While we do not police social media activity, any offensive posts or conduct that rise to the leadership’s attention may result in action taken by the School. Examples include posting offensive, racist or sexist statements about any given group or individual, including other schools. While having political differences and debates on topics is normal and natural, always approach these interactions with the same values that you are expected to display in class. If the discussion falls beneath the level of civil discourse, take a step back.



I, the undersigned, have reviewed thoroughly and been given a copy of the Cymbrogi School of Western Martial Arts “Classroom Conduct Agreement” (known hereafter as “The Agreement”) and agree to all terms within it.

If I am found to be violating these rules of conduct in the Agreement, I will submit to any decision the Cymbrogi Leadership Council determines is best. This may include the following:

A verbal reminder about “The Agreement.”


A written warning about personal conduct and how it’s in violation of the “The Agreement.”


A written censure of the conduct that is in violation posted on our social media platforms for awareness. For example: Johnnie has been accused several times of egregious misconduct in class or at School functions. Johnnie has been given warnings about this behavior, and the misconduct continued. Johnnie has agreed he would like to have another chance and will reform this behavior, and has agreed to a written statement posted internally on our private social media pages that he will comply. Details of the misconduct will be left out of such a statement, but the censure of behavior will be available for all students to review for awareness and accountability.

Removal of rank in the School for conduct unbecoming of that rank. 


Removal of teaching privileges or removal of certain class privileges at the Cymbrogi Leadership Council’s discretion (for example, no wrestling or sparring for 30 days).
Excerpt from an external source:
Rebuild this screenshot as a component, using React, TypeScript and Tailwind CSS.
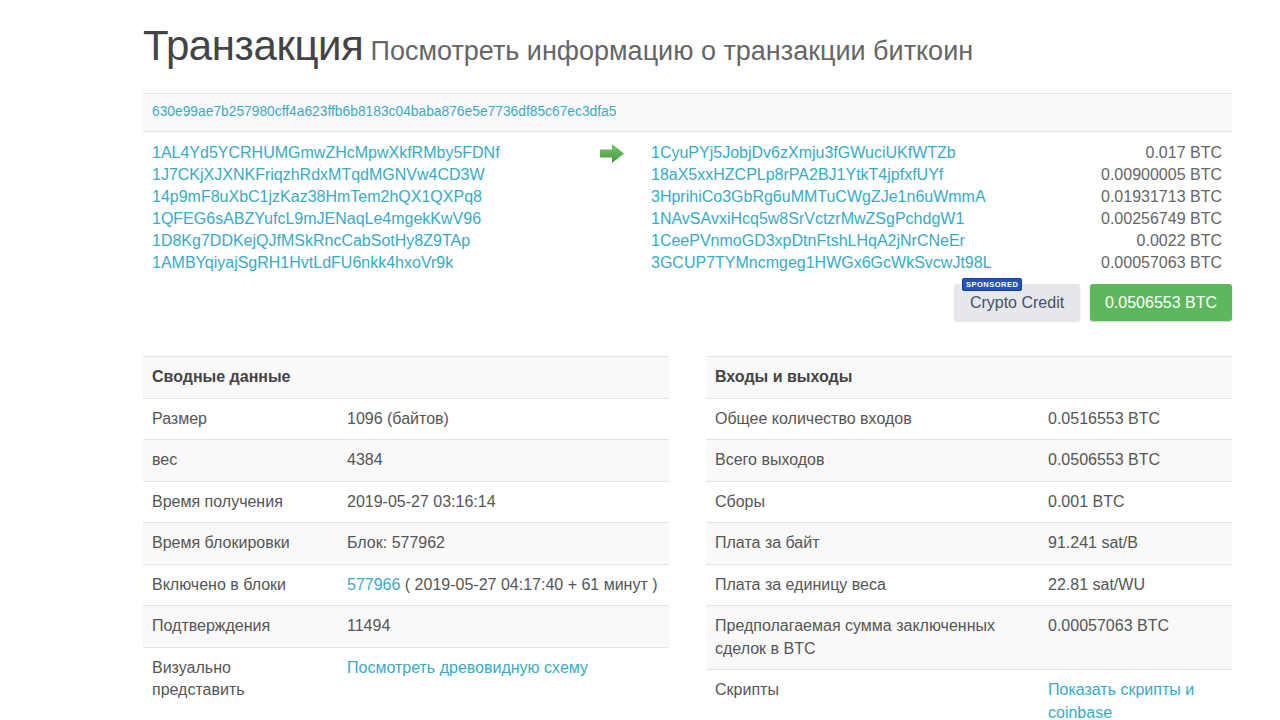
import React from 'react';

const inputs = [
  '1AL4Yd5YCRHUMGmwZHcMpwXkfRMby5FDNf',
  '1J7CKjXJXNKFriqzhRdxMTqdMGNVw4CD3W',
  '14p9mF8uXbC1jzKaz38HmTem2hQX1QXPq8',
  '1QFEG6sABZYufcL9mJENaqLe4mgekKwV96',
  '1D8Kg7DDKejQJfMSkRncCabSotHy8Z9TAp',
  '1AMBYqiyajSgRH1HvtLdFU6nkk4hxoVr9k'
];

const outputs = [
  { addr: '1CyuPYj5JobjDv6zXmju3fGWuciUKfWTZb', amount: '0.017 BTC' },
  { addr: '18aX5xxHZCPLp8rPA2BJ1YtkT4jpfxfUYf', amount: '0.00900005 BTC' },
  { addr: '3HprihiCo3GbRg6uMMTuCWgZJe1n6uWmmA', amount: '0.01931713 BTC' },
  { addr: '1NAvSAvxiHcq5w8SrVctzrMwZSgPchdgW1', amount: '0.00256749 BTC' },
  { addr: '1CeePVnmoGD3xpDtnFtshLHqA2jNrCNeEr', amount: '0.0022 BTC' },
  { addr: '3GCUP7TYMncmgeg1HWGx6GcWkSvcwJt98L', amount: '0.00057063 BTC' }
];

type Row = { label: React.ReactNode; value: React.ReactNode };

const summary: Row[] = [
  { label: 'Размер', value: '1096 (байтов)' },
  { label: 'вес', value: '4384' },
  { label: 'Время получения', value: '2019-05-27 03:16:14' },
  { label: 'Время блокировки', value: 'Блок: 577962' },
  {
    label: 'Включено в блоки',
    value: (
      <>
        <span className="text-[#38abc4]">577966</span> ( 2019-05-27 04:17:40 + 61 минут )
      </>
    )
  },
  { label: 'Подтверждения', value: '11494' },
  {
    label: (
      <>
        Визуально
        <br />
        представить
      </>
    ),
    value: <span className="text-[#38abc4]">Посмотреть древовидную схему</span>
  }
];

const io: Row[] = [
  { label: 'Общее количество входов', value: '0.0516553 BTC' },
  { label: 'Всего выходов', value: '0.0506553 BTC' },
  { label: 'Сборы', value: '0.001 BTC' },
  { label: 'Плата за байт', value: '91.241 sat/B' },
  { label: 'Плата за единицу веса', value: '22.81 sat/WU' },
  {
    label: (
      <>
        Предполагаемая сумма заключенных
        <br />
        сделок в BTC
      </>
    ),
    value: '0.00057063 BTC'
  },
  {
    label: 'Скрипты',
    value: (
      <span className="text-[#38abc4]">
        Показать скрипты и
        <br />
        coinbase
      </span>
    )
  }
];

function InfoTable({ title, rows, labelWidth }: { title: string; rows: Row[]; labelWidth: string }) {
  return (
    <div className="border-t border-[#e3e3e3]">
      <div className="bg-[#f9f9f9] px-[9px] py-[9px] leading-[22.5px] font-bold text-[#444]">{title}</div>
      {rows.map((r, i) => (
        <div
          key={i}
          className={`flex border-t border-[#e3e3e3] ${i % 2 === 1 ? 'bg-[#f9f9f9]' : 'bg-white'}`}
        >
          <div className={`${labelWidth} shrink-0 px-[9px] py-[9px] leading-[22.5px]`}>{r.label}</div>
          <div className="flex-1 px-[9px] py-[9px] leading-[22.5px]">{r.value}</div>
        </div>
      ))}
    </div>
  );
}

function Arrow() {
  return (
    <svg width="24" height="19" viewBox="0 0 24 19">
      <defs>
        <linearGradient id="ag" x1="0" y1="0" x2="0" y2="1">
          <stop offset="0" stopColor="#7cc46e" />
          <stop offset="1" stopColor="#3f9a3c" />
        </linearGradient>
      </defs>
      <path d="M0 5.5 H12 V0 L24 9.5 L12 19 V13.5 H0 Z" fill="url(#ag)" />
    </svg>
  );
}

export default function App() {
  return (
    <div
      className="min-h-[720px] bg-white text-[16px] text-[#555]"
      style={{ fontFamily: '"Liberation Sans", Arial, sans-serif' }}
    >
      <div className="pl-[143px] pt-[22px] w-[1232px]">
        <h1 className="flex items-baseline gap-[7px] leading-[48px]">
          <span className="text-[42px] tracking-[-0.4px] text-[#444]">Транзакция</span>
          <span className="text-[27px] text-[#666]">Посмотреть информацию о транзакции биткоин</span>
        </h1>

        <div className="mt-[18px] flex h-[39px] items-center border-y border-[#e3e3e3] bg-[#fafafa] px-[9px] text-[13.8px] text-[#38abc4]">
          630e99ae7b257980cff4a623ffb6b8183c04baba876e5e7736df85c67ec3dfa5
        </div>

        <div className="flex pt-[10px] leading-[22px] text-[#38abc4]">
          <div className="w-[448px] px-[9px]">
            {inputs.map((a) => (
              <div key={a}>{a}</div>
            ))}
          </div>
          <div className="w-[60px] pt-[2px] pl-[9px]">
            <Arrow />
          </div>
          <div className="flex-1">
            {outputs.map((o) => (
              <div key={o.addr} className="flex justify-between pr-[10px]">
                <span>{o.addr}</span>
                <span className="text-[#666]">{o.amount}</span>
              </div>
            ))}
            <div className="mt-[10px] flex justify-end gap-[10px]">
              <div className="relative flex h-[37px] w-[126px] items-center justify-center rounded-[3px] bg-[#e6e7ea] text-[16px] text-[#46506b] shadow-[0_1px_2px_rgba(0,0,0,0.12)]">
                Crypto Credit
                <span className="absolute left-[8px] top-[-6px] rounded-[2px] border border-[#143e9c] bg-[#2453b8] px-[3px] text-[7.5px] font-bold leading-[11px] tracking-[0.5px] text-white">
                  SPONSORED
                </span>
              </div>
              <div className="flex h-[37px] w-[142px] items-center justify-center rounded-[3px] bg-[#5cb85c] text-[16px] text-white shadow-[0_1px_2px_rgba(0,0,0,0.2)]">
                0.0506553 BTC
              </div>
            </div>
          </div>
        </div>

        <div className="mt-[35px] grid grid-cols-2 gap-[37px]">
          <InfoTable title="Сводные данные" rows={summary} labelWidth="w-[195px]" />
          <InfoTable title="Входы и выходы" rows={io} labelWidth="w-[333px]" />
        </div>
      </div>
    </div>
  );
}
If full expulsion from the Cymbrogi School of Western Martial Arts is deemed necessary, a notice of the expulsion will be posted to the public social media pages for the “Southern Historic Fencing League,” to alert other Schools/groups/clubs that teach WMA or HEMA of the misconduct and our severing of ties with the individual. It will not go into detail about the nature of the misconduct, but that may be disclosed to the individual leadership of those groups if requested.